LuukvH commented 1 year ago

@m5rk, do you have any updates on this? We also use the pg_search gem in a multi-tenant environment. However, with the growing number of records across multiple tenants, we are experiencing performance issues due to the inability to scope the subquery.

m5rk commented 1 year ago

@m5rk, do you have any updates on this? We also use the pg_search gem in a multi-tenant environment. However, with the growing number of records across multiple tenants, we are experiencing performance issues due to the inability to scope the subquery.

No update on my end, sorry. I'm just waiting for the maintainers to give feedback or guidance on what's missing or to merge and then publish a new gem version. @nertzy, thoughts?

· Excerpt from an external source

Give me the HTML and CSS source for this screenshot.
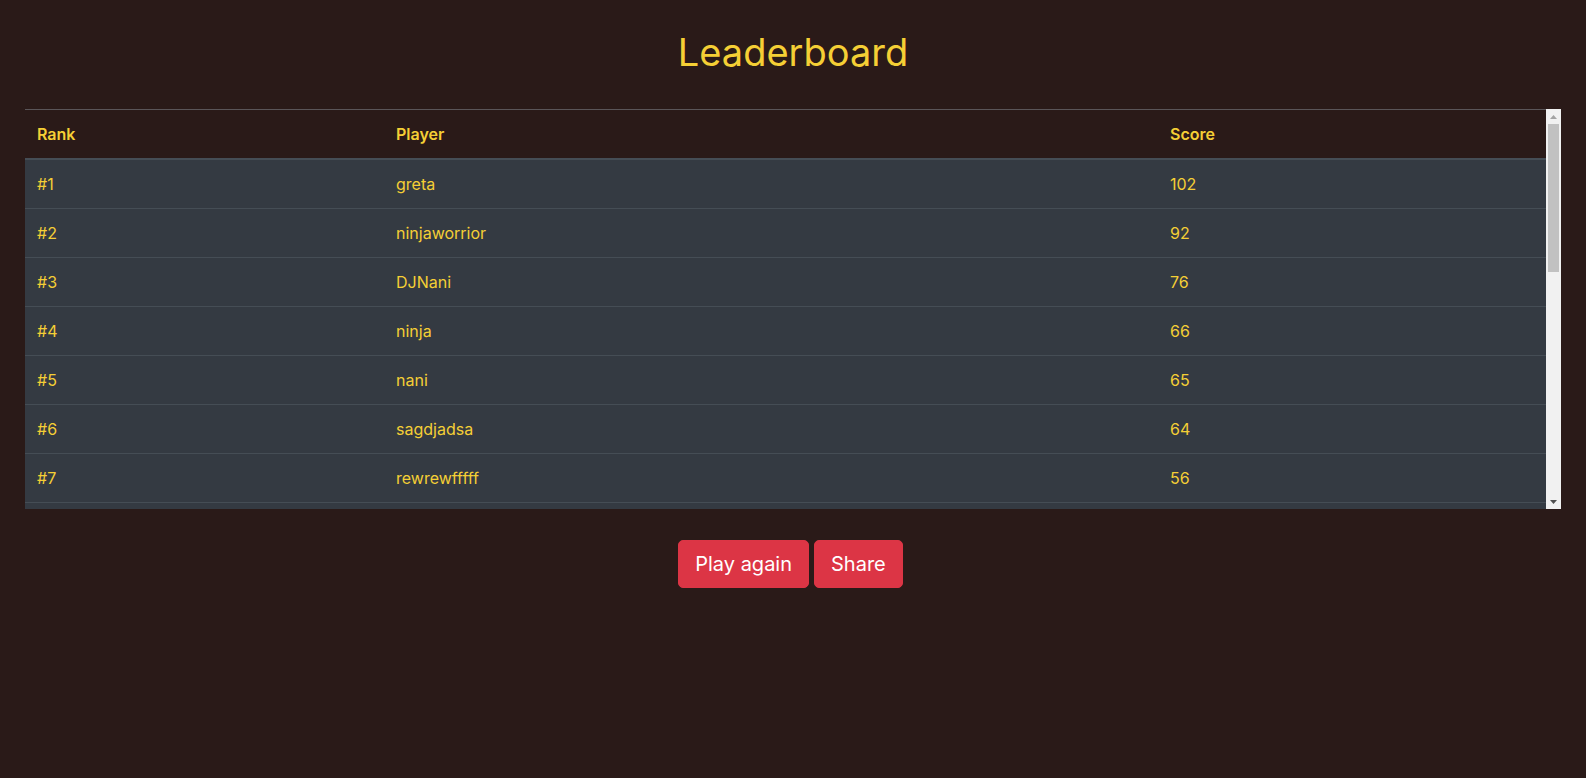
FILE: index.html
```html
<!DOCTYPE html>
<html lang="en">
<head>
<meta charset="utf-8">
<title>Leaderboard</title>
<link rel="stylesheet" href="styles.css">
</head>
<body>
<main class="page">
  <h1 class="title">Leaderboard</h1>
  <div class="board">
    <div class="viewport">
      <table class="table">
        <thead>
          <tr><th class="col-rank">Rank</th><th class="col-player">Player</th><th>Score</th></tr>
        </thead>
        <tbody>
          <tr><td>#1</td><td>greta</td><td>102</td></tr>
          <tr><td>#2</td><td>ninjaworrior</td><td>92</td></tr>
          <tr><td>#3</td><td>DJNani</td><td>76</td></tr>
          <tr><td>#4</td><td>ninja</td><td>66</td></tr>
          <tr><td>#5</td><td>nani</td><td>65</td></tr>
          <tr><td>#6</td><td>sagdjadsa</td><td>64</td></tr>
          <tr><td>#7</td><td>rewrewfffff</td><td>56</td></tr>
          <tr><td>#8</td><td>tomas</td><td>54</td></tr>
        </tbody>
      </table>
    </div>
    <div class="scrollbar" aria-hidden="true">
      <div class="sb-btn">
        <svg width="7" height="4" viewBox="0 0 7 4"><polygon points="0,4 7,4 3.5,0" fill="#a3a3a3"/></svg>
      </div>
      <div class="sb-track"><div class="sb-thumb"></div></div>
      <div class="sb-btn">
        <svg width="7" height="4" viewBox="0 0 7 4"><polygon points="0,0 7,0 3.5,4" fill="#505050"/></svg>
      </div>
    </div>
  </div>
  <div class="actions">
    <button class="btn">Play again</button>
    <button class="btn">Share</button>
  </div>
</main>
</body>
</html>
```
FILE: styles.css
```css
* { box-sizing: border-box; }
html, body {
  margin: 0;
  padding: 0;
  background: #2a1a18;
}
body {
  font-family: "Inter", "Noto Sans", "Liberation Sans", sans-serif;
  color: #f5cf35;
  font-size: 16px;
  line-height: 1.5;
}
.page {
  padding: 28px 25px 0;
}
.title {
  margin: 0 0 33px;
  text-align: center;
  font-weight: 400;
  font-size: 38px;
  line-height: 48px;
  color: #f5cf35;
}
.board {
  display: flex;
  height: 400px;
}
.viewport {
  flex: 1;
  min-width: 0;
  overflow: hidden;
}
.scrollbar {
  width: 15px;
  flex: none;
  display: flex;
  flex-direction: column;
  background: #f1f1f1;
}
.sb-btn {
  height: 15px;
  flex: none;
  display: flex;
  align-items: center;
  justify-content: center;
}
.sb-btn svg { display: block; }
.sb-track {
  flex: 1;
  padding: 0 2px;
}
.sb-thumb {
  height: 148px;
  background: #c1c1c1;
}
.table {
  width: 100%;
  border-collapse: collapse;
}
.table th, .table td {
  text-align: left;
  padding: 12px;
  vertical-align: top;
}
.table th {
  font-weight: 600;
  border-top: 1px solid #5a5558;
  border-bottom: 2px solid #454d55;
}
.col-rank { width: 359px; }
.col-player { width: 774px; }
.table tbody tr {
  background: #343a42;
}
.table td {
  border-top: 1px solid #454d55;
}
.table tbody tr:first-child td {
  border-top: 0;
}
.actions {
  margin-top: 31px;
  padding-right: 5px;
  display: flex;
  justify-content: center;
  gap: 5px;
}
.btn {
  font-family: inherit;
  font-size: 20px;
  line-height: 30px;
  padding: 8px 16px;
  border: 1px solid #dc3545;
  border-radius: 5px;
  background: #dc3545;
  color: #fff;
  cursor: pointer;
}
```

LuukvH commented 1 year ago

@nertzy Another option could be to remove the unscoped on the subquery which was added in version 1.1 it seems to remove unnecessary joins. Which in my opinion is a concern to be handled by the developer and not this gem. This would also allow this gem to work with tenant gems that uses default scopes out of the box.

Zinggi commented 11 months ago

Sorry for another "bumb" here, but is there something that's missing here for this to be merged? Maybe I could help out somehow?

The PR looks pretty good to me, and we've been using this branch in production since about half a year without issue. Without the ability to filter on the sub query, we couldn't use this gem at all for performance reasons...

m5rk commented 11 months ago

@nertzy Any thoughts? I added coverage as you requested. As I noted earlier, maybe the only remaining item is to update the documentation?

jsuchal commented 8 months ago

If anyone wants a drop-in fix. This worked for us.

Drop this monkey patch somewhere (e.g. initializers in rails)

It basically works by scoping the inner query by the scope that goes in before you call pg_search_all.

# frozen_string_literal: true

# Monkey patch that adds scope pushing down conditions to subselect
module PgSearch
  class ScopeOptions
    def apply(scope)
      scope = include_table_aliasing_for_rank(scope)
      rank_table_alias = scope.pg_search_rank_table_alias(include_counter: true)

      scope
        .joins(rank_join(rank_table_alias, scope))
        .order(Arel.sql("#{rank_table_alias}.rank DESC, #{order_within_rank}"))
        .extend(WithPgSearchRank)
        .extend(WithPgSearchHighlight[feature_for(:tsearch)])
    end

    def rank_join(rank_table_alias, scope)
      "INNER JOIN (#{subquery(scope).to_sql}) AS #{rank_table_alias} ON #{primary_key} = #{rank_table_alias}.pg_search_id"
    end

    def subquery(scope)
      scope
        .select("#{primary_key} AS pg_search_id")
        .select("#{rank} AS rank")
        .joins(subquery_join)
        .where(conditions)
        .limit(nil)
        .offset(nil)
    end
  end
end
m5rk commented 5 months ago

@nertzy Anything else I can do to help get this reviewed and merged?

Joe-Degler commented 3 months ago

First up - thanks for this PR! I was able to slightly modify it and implement a monkey patch into our project.

I'm questioning the usefulness of having the block on the invocation, as opposed to the definition.

In our multi-tenancy system, the active tenant is a globally accessible variable. So what we want is actually the ability to pass a block to the initial definition, not to the method that ends up calling filter_bar. That's actually how I expected this PR to work until I took a more detailed look. Having to pass it on every filter_bar call (unless you specifically wrap that method) seems like an easy way to forget it.

In this case, this is how I imagined it'd look:

  pg_search_scope :filter_bar,
                  against: :bar
                  } do |foos|
    foos.partitioned
  end

Maybe there's value in being able to pass a block in either the definition, as well as the actual caller of the filter_bar method?

m5rk commented 3 weeks ago

@nertzy or other maintainers, can you please clarify what else is needed in order to merge this?